State Auditor Joseph DeNucci is investigating the MBTA’s lease of South Station to a private real estate firm after determining the transit agency has in some years lost money, even as the building generated $8 million in annual rents.
The Massachusetts Bay Transportation Authority leases South Station to Equity Office Properties, and the two parties are supposed to split the annual profits. But DeNucci said an initial inquiry found that Equity Office claimed such high expenses that the T got little or no money in the profit-sharing arrangement.
In fact, DeNucci said, the MBTA owes Equity Office more than $337,000 because its portion of the profits aren’t enough to cover expenses the company says it must pay.
Speaking a week after T officials proposed a nearly 20 percent fare increase because the agency’s finances are in dire shape, DeNucci said his initial findings warrant a deeper investigation of the arrangement, which has been in place since 1988.
“It is troubling that the MBTA is not realizing any significant revenue from its South Station property,’’ DeNucci said yesterday. “Our expanded review will determine whether this lease is working to the maximum benefit of the MBTA.’’
Equity Office issued a statement denying it has received a disproportionate share of the revenue from South Station. “It is incorrect to suggest that the contract is to the benefit of the private company,’’ the statement said. “The fact is that EOP has lost money on this asset for the past five years.’’
DeNucci’s report prompted Governor Deval Patrick’s transportation secretary, James Aloisi, to ask the T to conduct its own review of the contract.
“The secretary is very concerned with the findings of the auditor’s report . . . particularly in light of the MBTA’s stated financial challenges,’’ said Aloisi’s spokesman, Colin Durrant. “He has already asked for a report on the lease situation, and based on this information, he has asked the MBTA to thoroughly review their agreement with Equity and report back with any and all possible remedies.’’
T General Manager Daniel Grabauskas defended the T’s management of the contract, saying the authority has been bound by terms that were set more than two decades ago by then-state transportation secretary Fred Salvucci, who negotiated the deal with Equity Office’s predecessor.
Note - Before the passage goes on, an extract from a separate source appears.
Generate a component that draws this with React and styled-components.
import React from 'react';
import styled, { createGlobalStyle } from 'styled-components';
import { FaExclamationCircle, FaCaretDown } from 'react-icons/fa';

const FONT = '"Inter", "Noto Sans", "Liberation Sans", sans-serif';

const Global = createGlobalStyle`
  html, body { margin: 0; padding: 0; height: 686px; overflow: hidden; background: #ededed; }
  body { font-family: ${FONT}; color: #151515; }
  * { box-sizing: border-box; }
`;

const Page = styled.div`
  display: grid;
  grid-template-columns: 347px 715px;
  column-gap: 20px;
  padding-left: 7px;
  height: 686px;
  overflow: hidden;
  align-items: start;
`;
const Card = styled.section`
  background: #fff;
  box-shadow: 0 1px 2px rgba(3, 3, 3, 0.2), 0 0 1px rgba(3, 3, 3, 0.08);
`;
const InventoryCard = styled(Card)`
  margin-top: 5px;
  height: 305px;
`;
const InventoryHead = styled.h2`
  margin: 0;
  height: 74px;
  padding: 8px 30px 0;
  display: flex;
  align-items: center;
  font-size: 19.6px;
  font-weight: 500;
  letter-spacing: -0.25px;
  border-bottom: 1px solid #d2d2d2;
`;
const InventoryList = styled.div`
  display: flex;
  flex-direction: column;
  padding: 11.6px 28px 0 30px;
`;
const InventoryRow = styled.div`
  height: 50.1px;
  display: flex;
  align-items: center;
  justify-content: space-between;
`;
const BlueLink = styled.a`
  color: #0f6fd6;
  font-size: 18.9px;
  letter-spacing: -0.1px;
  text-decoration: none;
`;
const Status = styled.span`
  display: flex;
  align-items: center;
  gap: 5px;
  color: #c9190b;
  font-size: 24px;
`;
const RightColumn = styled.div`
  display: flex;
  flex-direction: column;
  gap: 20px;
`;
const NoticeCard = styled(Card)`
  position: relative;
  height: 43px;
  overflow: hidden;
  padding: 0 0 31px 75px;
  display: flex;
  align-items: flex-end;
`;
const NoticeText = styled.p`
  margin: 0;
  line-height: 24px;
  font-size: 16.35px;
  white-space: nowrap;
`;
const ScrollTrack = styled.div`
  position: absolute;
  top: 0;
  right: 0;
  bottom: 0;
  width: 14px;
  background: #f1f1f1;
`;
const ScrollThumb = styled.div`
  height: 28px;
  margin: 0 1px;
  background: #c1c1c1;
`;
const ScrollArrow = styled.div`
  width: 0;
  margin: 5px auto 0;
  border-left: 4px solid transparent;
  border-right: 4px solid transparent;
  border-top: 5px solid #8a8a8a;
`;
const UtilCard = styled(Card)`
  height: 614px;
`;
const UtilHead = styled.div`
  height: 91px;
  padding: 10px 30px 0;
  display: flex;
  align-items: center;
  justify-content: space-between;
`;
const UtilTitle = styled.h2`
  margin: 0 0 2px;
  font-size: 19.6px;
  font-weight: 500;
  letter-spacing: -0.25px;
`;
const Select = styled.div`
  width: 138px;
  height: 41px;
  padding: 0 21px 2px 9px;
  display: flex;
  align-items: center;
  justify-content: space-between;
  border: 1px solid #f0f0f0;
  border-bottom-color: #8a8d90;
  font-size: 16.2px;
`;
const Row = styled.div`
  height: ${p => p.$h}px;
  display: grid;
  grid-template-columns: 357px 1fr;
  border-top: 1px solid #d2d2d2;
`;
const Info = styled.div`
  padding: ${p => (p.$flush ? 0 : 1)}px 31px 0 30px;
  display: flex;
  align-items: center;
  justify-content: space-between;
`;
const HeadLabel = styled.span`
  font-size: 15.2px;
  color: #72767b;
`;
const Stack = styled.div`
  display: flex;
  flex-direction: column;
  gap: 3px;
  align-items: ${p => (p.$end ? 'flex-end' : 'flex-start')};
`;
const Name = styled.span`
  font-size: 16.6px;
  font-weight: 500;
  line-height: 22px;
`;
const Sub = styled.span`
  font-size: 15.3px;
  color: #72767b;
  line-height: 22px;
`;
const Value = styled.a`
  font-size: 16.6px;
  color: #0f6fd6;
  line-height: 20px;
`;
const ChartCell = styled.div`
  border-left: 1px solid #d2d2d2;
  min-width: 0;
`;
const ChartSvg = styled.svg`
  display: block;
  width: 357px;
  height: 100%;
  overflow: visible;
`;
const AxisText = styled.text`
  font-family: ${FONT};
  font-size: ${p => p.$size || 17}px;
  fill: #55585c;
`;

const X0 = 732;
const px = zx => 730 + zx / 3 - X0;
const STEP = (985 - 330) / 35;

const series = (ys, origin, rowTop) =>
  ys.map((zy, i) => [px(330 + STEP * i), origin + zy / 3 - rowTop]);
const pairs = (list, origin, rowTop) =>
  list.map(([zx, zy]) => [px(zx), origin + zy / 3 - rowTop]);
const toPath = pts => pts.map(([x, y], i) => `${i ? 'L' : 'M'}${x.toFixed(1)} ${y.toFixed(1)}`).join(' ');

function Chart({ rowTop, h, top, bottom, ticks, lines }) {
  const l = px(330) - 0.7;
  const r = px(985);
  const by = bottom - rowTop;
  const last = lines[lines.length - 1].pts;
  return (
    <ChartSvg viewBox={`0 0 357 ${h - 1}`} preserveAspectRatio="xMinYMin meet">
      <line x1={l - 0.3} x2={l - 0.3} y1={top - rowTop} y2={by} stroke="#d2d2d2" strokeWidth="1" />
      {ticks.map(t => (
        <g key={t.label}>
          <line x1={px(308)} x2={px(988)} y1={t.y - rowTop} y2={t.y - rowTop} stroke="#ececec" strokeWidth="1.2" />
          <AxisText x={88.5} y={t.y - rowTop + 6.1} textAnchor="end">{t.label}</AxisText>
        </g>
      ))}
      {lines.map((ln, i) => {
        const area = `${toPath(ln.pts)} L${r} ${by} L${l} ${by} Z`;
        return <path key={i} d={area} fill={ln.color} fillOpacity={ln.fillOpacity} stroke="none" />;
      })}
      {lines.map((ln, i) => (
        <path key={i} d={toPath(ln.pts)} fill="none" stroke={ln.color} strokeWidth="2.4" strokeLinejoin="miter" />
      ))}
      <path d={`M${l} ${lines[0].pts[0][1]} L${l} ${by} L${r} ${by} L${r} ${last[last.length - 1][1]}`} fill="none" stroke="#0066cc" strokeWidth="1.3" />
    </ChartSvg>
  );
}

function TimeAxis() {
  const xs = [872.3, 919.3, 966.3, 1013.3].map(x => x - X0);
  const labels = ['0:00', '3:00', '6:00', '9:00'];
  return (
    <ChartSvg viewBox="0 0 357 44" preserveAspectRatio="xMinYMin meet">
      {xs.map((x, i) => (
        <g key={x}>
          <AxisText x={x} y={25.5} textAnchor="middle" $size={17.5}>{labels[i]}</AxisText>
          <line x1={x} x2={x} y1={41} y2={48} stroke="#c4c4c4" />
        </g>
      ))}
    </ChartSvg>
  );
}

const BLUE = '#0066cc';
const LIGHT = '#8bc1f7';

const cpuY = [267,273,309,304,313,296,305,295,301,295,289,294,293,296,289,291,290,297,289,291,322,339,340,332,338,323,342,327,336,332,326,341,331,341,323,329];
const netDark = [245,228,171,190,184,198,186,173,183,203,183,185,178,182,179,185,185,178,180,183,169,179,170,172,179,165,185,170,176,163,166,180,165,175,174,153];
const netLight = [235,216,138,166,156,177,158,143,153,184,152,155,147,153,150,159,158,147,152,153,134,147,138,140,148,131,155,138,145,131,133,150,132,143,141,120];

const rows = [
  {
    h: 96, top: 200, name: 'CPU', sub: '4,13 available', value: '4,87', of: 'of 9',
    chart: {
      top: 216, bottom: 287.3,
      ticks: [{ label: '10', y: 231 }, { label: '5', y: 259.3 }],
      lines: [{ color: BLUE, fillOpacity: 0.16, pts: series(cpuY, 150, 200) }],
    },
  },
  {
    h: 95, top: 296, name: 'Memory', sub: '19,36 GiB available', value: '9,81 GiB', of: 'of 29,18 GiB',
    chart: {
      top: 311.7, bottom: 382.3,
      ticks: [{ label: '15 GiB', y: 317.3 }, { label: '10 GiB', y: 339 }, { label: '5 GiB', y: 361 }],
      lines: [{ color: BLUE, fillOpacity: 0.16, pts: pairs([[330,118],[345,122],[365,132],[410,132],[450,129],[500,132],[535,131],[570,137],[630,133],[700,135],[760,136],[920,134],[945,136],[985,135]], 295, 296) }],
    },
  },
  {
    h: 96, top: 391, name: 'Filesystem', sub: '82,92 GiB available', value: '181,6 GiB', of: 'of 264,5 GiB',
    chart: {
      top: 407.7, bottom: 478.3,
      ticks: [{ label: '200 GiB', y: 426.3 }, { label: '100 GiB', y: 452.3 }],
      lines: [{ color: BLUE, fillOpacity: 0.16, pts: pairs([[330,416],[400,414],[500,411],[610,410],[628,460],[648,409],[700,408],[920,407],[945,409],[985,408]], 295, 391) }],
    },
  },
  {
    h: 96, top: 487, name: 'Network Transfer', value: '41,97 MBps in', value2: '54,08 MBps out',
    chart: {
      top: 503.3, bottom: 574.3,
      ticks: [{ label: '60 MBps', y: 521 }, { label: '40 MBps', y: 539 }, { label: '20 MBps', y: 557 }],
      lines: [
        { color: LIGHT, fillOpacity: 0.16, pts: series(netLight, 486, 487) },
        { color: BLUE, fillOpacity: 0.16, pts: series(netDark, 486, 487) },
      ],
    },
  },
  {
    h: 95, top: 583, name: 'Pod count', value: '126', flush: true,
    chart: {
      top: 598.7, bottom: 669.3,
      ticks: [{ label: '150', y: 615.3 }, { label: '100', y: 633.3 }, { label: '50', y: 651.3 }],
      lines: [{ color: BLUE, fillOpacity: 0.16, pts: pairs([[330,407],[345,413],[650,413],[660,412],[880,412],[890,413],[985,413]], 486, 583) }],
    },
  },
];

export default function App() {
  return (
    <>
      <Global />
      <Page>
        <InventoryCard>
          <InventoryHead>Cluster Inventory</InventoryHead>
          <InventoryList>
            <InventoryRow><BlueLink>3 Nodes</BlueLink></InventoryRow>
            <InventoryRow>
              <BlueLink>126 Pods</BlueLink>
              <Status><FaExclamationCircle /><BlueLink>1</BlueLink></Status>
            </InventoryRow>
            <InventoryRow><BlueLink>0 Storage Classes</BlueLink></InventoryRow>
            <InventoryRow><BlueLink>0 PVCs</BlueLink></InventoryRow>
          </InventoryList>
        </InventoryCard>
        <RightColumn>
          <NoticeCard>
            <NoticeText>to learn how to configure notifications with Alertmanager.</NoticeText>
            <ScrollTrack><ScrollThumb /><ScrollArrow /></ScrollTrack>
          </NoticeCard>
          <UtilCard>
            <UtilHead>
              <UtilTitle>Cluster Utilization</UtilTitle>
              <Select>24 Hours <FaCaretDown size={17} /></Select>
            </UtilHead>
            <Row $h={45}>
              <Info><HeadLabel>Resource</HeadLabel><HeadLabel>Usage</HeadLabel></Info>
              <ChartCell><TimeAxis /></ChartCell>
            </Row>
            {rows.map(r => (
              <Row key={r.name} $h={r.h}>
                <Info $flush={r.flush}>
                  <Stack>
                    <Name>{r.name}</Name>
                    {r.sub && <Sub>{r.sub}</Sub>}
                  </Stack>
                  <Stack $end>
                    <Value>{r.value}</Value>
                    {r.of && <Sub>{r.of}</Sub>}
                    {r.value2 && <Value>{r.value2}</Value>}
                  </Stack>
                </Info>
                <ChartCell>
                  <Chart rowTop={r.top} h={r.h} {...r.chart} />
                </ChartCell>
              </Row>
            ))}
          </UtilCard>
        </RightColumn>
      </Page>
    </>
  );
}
“I have neither a detraction nor a defense of the lease,’’ Grabauskas said. “I didn’t enter into it. If other parties want me to reexamine it to see if there is good reason to try to renegotiate the terms prior to its conclusion, then I will do that.’’
Salvucci agreed to the lease in January 1988 with Beacon Properties Corp., which was acquired by Equity Office Properties in 1997. Grabauskas said the MBTA monitors the expenses reported by Equity Office and that its auditor, Ernst & Young, has never uncovered any problems.
Salvucci was out of the country and could not be reached for comment.
In 1988 Aloisi was one of Salvucci’s top aides, serving as an assistant secretary of transportation. Durrant, his spokesman, said Aloisi did not participate in the lease negotiations with Beacon at the time.
Yesterday, MBTA officials provided information showing that between 2004 and 2008, expenses to maintain and operate South Station continued to rise, resulting in operating losses.
Meanwhile, rents from South Station’s tenants during the period were declining as the conclusion of the Big Dig construction also meant less business for retailers located in the building.
In that time, the T reported a deficit of $1.6 million on the South Station lease, while Equity Office netted $500,000 because its 4 percent management fee compensated for operating losses it suffered running the building.
DeNucci’s inquiry was set in motion when the Patrick administration moved three state agencies out of office space in South Station to lower-cost space in the South End. Equity Office tried to block the relocation in an aggressive lobbying effort, contending the moves would cost the T up to $6.3 million in lost rent during the next three years.
State Senator Richard Tisei, the Senate’s Republican leader, requested DeNucci look into the T’s contract. The auditor noted that the contract requires Equity to pay the T $330,000 every year, regardless of whether operations at South Station result in losses or smaller profits.
Equity Office’s “claim that the MBTA would suffer a potential income loss of approximately $6 million is unsupported,’’ said DeNucci’s report.
In reviewing financial statements during the inquiry, DeNucci’s office became concerned about the lack of money flowing to the T even though South Station was generating $8 million a year in rental income. The review found that the T has not received any direct payment out of that income since 2003.
But T officials said that’s because South Station has high annual expenses from its maintenance costs, real estate taxes, and debt payments.
The head of the transit agency’s real estate operations, Mark Boyle, rebutted DeNucci, saying the T has to absorb some of the losses in rental income during the period Equity Office hunts to replace the state tenants that are leaving South Station. The leases for the three state agencies - the divisions of Banks and Insurance and the Department of Telecommunications and Cable - ended in June. They are relocating to a building at 1000 Washington St. in Boston.
DeNucci determined the lower rents at the new location would save the agencies about $9.5 million over the next 10 years.